__What you need to do__. Within the listing below, locate all lines containing the word "styles". Copy each one.

__The input__.
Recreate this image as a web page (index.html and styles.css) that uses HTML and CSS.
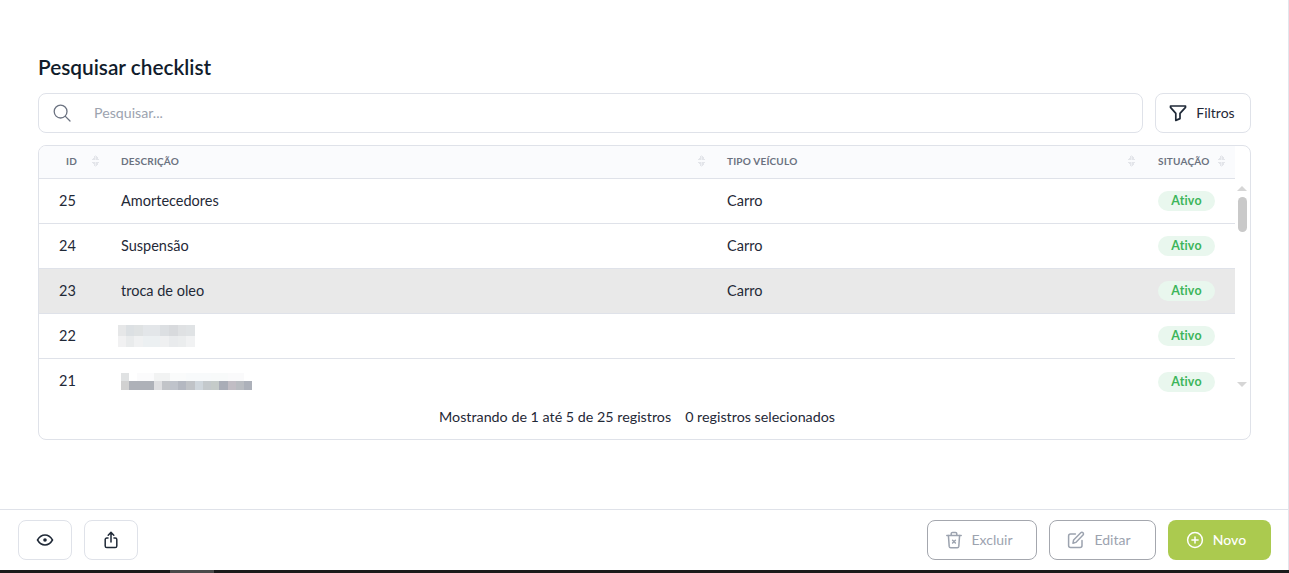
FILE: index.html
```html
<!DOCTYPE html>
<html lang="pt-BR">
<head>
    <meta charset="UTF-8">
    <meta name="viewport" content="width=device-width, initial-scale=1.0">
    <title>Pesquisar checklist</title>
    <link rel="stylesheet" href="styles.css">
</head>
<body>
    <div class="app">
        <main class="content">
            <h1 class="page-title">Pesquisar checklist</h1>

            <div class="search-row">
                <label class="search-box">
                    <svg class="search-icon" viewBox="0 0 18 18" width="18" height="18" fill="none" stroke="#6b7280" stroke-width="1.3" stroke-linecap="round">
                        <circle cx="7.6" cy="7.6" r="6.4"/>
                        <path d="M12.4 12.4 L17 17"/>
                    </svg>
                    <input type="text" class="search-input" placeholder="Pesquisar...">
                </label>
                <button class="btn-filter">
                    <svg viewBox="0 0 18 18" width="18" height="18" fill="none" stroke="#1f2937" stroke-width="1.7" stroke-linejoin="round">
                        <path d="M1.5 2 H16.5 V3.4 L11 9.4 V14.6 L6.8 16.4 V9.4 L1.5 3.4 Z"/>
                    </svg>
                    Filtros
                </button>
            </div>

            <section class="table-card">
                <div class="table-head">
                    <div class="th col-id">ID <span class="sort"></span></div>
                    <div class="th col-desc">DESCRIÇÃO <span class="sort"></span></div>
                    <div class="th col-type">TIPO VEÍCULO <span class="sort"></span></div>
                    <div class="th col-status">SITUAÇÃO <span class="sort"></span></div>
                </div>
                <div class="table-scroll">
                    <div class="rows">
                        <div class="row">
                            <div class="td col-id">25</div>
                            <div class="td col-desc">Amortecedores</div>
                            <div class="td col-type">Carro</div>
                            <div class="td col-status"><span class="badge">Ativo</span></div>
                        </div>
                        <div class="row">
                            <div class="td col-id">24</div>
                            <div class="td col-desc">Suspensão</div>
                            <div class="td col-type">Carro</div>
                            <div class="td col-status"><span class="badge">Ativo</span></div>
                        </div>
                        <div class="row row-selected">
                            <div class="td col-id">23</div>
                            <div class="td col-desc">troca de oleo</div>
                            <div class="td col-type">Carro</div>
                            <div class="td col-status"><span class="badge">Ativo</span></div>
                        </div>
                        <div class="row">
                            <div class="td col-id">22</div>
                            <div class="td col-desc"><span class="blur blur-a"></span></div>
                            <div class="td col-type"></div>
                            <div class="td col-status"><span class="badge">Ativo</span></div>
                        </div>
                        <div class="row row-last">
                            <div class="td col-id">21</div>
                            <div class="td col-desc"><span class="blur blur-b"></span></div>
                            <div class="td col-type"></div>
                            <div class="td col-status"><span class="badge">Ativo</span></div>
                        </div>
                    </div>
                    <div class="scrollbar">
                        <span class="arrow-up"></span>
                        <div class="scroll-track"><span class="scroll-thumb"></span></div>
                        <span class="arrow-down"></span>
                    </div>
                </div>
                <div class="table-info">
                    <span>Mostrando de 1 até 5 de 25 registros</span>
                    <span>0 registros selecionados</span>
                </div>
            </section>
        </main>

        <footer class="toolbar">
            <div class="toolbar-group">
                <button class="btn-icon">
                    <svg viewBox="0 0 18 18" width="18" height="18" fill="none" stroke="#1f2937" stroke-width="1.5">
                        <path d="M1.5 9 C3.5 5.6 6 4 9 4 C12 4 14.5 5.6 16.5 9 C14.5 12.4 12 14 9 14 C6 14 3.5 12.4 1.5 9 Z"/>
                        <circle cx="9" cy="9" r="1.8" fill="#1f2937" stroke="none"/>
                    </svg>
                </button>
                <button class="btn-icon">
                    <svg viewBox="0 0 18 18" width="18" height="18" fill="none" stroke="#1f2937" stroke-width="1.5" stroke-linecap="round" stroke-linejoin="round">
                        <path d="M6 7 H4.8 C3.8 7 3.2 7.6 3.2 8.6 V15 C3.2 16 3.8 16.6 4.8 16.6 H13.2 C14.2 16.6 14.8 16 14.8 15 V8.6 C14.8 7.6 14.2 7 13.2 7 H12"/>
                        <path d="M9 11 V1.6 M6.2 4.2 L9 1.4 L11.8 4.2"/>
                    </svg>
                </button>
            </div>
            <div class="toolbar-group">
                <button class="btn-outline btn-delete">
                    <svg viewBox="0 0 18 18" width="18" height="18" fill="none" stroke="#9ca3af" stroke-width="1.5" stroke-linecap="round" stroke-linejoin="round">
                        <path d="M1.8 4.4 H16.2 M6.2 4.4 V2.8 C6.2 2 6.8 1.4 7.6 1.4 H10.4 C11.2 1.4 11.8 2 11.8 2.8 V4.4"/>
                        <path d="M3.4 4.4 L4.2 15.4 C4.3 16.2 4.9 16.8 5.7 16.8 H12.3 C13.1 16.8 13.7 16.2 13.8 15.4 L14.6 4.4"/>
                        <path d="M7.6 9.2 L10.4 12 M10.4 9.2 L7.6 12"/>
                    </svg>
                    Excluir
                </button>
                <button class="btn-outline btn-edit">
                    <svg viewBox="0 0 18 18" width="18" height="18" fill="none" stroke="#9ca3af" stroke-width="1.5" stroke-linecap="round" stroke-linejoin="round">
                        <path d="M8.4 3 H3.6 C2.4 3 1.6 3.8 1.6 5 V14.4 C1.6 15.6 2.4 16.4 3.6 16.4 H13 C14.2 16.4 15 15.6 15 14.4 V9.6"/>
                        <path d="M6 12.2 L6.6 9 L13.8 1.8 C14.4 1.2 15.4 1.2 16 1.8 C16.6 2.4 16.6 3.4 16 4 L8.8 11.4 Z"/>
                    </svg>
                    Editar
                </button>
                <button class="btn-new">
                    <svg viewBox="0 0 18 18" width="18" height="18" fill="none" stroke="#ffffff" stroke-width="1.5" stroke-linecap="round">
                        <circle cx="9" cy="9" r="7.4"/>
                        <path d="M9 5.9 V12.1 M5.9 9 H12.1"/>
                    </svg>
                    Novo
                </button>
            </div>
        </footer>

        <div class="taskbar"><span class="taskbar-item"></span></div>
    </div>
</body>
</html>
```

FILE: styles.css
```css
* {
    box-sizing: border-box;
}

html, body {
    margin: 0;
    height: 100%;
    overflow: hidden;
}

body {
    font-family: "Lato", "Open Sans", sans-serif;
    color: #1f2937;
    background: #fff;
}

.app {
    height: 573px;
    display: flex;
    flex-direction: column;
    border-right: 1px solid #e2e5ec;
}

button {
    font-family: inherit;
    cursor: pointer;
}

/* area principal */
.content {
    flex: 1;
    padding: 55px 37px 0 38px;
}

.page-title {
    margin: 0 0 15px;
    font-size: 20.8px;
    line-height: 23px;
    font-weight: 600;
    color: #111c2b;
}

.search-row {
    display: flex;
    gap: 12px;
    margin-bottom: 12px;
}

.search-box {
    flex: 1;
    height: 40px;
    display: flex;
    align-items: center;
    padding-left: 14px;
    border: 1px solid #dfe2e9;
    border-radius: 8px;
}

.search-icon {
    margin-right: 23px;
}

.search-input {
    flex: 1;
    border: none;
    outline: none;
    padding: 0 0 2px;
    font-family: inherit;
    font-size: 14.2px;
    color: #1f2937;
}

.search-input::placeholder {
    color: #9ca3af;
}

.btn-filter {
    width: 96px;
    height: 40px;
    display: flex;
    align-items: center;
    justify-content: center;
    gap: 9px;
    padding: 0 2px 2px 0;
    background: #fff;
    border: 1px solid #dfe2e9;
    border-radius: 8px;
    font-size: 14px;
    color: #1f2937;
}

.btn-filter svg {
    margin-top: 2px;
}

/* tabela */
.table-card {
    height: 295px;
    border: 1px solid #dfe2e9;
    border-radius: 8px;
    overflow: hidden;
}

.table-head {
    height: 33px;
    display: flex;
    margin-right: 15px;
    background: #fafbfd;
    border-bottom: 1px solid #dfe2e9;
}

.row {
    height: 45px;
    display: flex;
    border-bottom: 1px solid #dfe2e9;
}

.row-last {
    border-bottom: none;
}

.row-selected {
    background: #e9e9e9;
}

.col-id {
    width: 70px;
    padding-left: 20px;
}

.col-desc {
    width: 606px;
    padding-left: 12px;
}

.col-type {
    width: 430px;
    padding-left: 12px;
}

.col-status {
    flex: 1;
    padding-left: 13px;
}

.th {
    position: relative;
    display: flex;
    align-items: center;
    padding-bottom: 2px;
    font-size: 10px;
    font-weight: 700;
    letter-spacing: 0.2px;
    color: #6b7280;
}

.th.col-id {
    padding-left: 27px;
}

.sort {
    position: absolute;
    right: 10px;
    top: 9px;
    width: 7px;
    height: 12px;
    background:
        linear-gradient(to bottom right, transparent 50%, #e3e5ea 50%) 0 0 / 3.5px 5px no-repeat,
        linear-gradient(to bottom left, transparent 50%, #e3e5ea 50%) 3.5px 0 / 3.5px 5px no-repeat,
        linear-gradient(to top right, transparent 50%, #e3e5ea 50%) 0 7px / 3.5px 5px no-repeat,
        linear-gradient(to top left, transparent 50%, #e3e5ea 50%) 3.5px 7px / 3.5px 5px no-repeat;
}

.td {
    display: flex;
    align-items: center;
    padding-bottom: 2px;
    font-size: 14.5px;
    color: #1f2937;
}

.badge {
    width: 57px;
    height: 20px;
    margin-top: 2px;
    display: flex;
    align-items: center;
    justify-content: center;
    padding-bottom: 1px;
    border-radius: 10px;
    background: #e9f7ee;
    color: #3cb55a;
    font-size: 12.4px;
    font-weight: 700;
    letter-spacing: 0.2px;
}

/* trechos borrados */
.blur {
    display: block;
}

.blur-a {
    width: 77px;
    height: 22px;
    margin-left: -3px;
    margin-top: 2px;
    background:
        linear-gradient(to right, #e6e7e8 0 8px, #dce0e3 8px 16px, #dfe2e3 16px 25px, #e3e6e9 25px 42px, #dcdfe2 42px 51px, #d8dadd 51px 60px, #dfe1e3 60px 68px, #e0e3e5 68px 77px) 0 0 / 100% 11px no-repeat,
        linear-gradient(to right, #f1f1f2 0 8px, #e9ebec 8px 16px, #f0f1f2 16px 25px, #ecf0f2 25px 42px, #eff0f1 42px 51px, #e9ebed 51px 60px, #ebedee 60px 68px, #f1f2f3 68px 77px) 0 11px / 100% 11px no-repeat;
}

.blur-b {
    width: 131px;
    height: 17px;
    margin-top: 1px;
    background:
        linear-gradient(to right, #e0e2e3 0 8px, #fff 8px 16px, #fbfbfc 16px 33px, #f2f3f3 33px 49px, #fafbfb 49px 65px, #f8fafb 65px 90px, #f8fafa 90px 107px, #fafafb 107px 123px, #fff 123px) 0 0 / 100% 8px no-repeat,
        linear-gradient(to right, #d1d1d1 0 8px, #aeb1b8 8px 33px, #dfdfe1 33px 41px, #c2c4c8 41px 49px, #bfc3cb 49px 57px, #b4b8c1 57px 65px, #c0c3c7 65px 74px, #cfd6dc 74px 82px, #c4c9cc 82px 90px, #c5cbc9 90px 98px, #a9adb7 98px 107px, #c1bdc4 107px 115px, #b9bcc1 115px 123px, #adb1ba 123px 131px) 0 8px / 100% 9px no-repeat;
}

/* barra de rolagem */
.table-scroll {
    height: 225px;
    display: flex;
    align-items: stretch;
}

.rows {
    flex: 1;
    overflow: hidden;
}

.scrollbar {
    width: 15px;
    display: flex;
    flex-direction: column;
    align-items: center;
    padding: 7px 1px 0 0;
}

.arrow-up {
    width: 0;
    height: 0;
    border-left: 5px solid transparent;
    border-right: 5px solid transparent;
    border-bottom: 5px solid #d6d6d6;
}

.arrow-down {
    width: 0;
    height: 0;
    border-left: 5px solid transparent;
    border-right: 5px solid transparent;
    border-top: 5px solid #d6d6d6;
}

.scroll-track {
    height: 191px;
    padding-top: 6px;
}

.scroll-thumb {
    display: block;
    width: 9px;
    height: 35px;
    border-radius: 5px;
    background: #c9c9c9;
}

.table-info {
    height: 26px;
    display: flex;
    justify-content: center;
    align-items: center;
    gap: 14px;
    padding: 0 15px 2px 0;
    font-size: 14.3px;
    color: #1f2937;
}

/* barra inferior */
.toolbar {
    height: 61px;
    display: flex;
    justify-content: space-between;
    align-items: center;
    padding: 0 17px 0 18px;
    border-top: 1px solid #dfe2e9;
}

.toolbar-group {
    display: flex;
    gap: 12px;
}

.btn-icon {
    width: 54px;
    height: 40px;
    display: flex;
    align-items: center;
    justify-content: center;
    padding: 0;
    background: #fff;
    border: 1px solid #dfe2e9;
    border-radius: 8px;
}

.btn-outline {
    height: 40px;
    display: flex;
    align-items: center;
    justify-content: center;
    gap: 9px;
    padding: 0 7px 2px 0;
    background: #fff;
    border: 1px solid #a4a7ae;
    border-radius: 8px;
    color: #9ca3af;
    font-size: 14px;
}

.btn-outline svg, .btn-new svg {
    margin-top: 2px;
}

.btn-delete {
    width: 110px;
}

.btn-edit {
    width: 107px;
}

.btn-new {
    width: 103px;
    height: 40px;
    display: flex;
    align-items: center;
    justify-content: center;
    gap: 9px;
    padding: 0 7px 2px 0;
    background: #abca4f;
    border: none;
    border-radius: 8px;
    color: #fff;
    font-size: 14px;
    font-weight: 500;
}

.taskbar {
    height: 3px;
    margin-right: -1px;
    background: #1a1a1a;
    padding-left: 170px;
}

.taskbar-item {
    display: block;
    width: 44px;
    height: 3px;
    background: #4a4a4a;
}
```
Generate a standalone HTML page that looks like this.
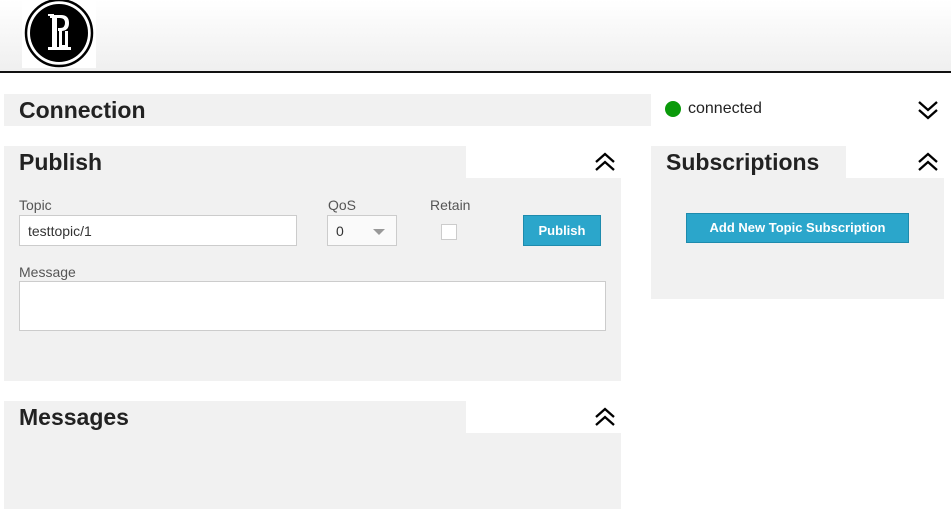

__Response below__.
Recreate this image as a web page (index.html and styles.css) that uses HTML and CSS.
    <link rel="stylesheet" href="styles.css">
FILE: styles.css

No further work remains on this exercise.